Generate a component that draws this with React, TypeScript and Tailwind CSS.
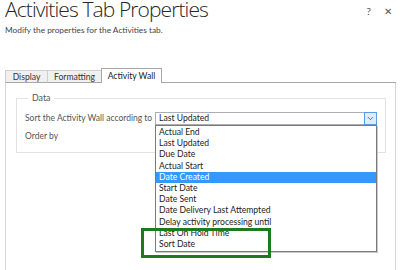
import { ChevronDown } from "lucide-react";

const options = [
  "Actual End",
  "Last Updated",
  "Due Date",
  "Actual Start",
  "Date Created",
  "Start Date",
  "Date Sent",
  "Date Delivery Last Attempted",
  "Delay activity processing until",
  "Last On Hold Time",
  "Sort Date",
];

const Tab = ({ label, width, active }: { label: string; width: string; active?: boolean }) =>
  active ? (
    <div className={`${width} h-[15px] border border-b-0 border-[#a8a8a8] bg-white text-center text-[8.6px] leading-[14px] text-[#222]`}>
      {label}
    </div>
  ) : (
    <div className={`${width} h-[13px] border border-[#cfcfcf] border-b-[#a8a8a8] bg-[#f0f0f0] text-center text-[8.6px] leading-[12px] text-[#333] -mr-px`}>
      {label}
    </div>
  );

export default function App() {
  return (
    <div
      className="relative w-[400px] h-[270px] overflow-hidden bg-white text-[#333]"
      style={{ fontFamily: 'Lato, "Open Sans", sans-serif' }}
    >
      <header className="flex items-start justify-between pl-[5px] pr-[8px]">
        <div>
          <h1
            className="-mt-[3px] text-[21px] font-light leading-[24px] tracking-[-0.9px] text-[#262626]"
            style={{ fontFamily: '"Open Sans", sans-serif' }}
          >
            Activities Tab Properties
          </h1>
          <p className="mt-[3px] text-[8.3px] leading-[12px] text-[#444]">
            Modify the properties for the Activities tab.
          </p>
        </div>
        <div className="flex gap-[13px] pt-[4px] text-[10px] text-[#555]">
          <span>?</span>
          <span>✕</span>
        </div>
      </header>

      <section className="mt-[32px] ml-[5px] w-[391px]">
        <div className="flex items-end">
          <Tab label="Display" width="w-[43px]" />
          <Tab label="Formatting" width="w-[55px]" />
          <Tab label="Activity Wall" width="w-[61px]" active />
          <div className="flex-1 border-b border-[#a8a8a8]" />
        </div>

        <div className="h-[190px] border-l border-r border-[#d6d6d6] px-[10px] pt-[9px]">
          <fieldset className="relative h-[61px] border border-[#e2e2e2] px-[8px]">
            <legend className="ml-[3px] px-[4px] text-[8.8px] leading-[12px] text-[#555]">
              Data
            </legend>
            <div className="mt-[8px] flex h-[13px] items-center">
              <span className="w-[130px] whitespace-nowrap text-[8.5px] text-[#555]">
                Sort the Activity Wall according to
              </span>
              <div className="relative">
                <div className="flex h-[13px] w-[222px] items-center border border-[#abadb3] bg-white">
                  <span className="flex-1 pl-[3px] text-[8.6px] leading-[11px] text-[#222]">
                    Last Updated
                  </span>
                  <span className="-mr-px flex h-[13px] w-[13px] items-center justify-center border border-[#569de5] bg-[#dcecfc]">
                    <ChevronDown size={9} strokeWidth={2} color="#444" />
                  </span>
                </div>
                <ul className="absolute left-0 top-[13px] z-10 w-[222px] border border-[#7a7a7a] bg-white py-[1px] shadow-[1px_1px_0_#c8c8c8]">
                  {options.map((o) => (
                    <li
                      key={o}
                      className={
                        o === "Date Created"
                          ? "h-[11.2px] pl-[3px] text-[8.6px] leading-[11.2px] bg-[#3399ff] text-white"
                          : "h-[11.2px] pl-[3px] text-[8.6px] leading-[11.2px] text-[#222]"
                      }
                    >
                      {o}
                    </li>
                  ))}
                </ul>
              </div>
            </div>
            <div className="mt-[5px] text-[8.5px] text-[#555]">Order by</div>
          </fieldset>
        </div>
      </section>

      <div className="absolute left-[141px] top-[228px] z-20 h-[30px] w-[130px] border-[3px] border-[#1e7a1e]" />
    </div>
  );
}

========================================================================

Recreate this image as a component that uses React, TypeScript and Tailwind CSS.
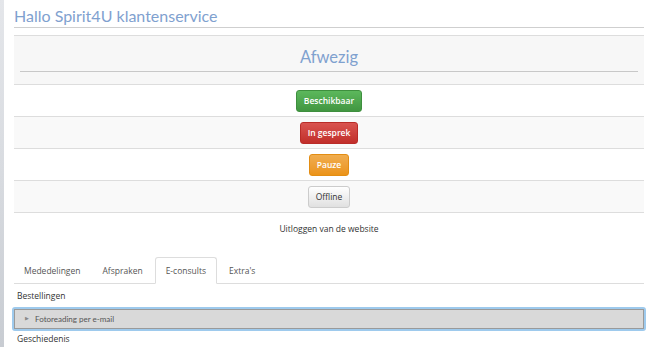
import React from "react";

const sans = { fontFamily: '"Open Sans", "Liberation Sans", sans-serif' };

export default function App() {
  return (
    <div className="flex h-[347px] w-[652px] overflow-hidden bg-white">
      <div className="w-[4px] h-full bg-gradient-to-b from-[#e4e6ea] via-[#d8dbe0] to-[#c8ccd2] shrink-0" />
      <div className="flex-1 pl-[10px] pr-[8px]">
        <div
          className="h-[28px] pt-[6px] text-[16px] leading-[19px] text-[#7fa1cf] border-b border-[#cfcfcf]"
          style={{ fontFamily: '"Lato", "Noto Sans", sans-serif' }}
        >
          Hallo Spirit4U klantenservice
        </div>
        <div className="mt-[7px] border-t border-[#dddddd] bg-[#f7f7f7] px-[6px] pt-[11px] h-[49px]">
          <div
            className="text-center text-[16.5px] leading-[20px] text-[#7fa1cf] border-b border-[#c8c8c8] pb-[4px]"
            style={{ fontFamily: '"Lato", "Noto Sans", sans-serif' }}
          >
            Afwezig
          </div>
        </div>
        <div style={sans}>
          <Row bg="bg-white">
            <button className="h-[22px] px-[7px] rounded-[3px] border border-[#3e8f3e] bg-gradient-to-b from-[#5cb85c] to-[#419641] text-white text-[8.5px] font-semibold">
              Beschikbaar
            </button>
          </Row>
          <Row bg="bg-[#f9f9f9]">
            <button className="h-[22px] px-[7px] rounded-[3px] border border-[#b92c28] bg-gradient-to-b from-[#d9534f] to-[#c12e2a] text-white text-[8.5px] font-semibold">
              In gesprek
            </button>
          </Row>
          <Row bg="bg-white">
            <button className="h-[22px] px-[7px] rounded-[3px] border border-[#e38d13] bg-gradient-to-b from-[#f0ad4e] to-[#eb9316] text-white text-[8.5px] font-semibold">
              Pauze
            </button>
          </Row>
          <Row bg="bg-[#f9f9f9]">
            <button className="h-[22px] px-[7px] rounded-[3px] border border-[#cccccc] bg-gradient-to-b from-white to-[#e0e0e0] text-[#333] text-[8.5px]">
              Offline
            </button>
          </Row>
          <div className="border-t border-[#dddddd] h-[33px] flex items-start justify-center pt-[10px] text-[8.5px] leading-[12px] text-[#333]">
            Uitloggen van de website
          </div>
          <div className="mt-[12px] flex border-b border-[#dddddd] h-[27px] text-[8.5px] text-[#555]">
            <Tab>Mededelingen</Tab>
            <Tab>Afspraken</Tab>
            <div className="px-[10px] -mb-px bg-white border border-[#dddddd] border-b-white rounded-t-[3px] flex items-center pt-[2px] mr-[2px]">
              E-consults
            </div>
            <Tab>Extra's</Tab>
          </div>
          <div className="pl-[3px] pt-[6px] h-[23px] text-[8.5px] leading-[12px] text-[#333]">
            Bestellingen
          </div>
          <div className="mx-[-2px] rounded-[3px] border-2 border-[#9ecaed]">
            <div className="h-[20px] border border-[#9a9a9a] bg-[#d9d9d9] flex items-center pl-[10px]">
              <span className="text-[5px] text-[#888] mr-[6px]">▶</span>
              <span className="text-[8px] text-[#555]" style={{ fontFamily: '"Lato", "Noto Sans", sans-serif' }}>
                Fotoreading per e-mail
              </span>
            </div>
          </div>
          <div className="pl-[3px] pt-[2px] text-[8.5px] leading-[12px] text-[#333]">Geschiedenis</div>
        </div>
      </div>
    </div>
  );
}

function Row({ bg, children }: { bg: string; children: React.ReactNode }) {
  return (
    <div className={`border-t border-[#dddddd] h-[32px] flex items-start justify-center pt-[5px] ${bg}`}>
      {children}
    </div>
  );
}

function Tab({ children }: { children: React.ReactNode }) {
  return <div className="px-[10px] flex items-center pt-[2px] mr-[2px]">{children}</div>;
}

========================================================================

▶ _To do_: Find each line with the string "Tailwind" and copy it out.

▶ _Result of this exercise_:
Generate a component that draws this with React, TypeScript and Tailwind CSS.
Recreate this image as a component that uses React, TypeScript and Tailwind CSS.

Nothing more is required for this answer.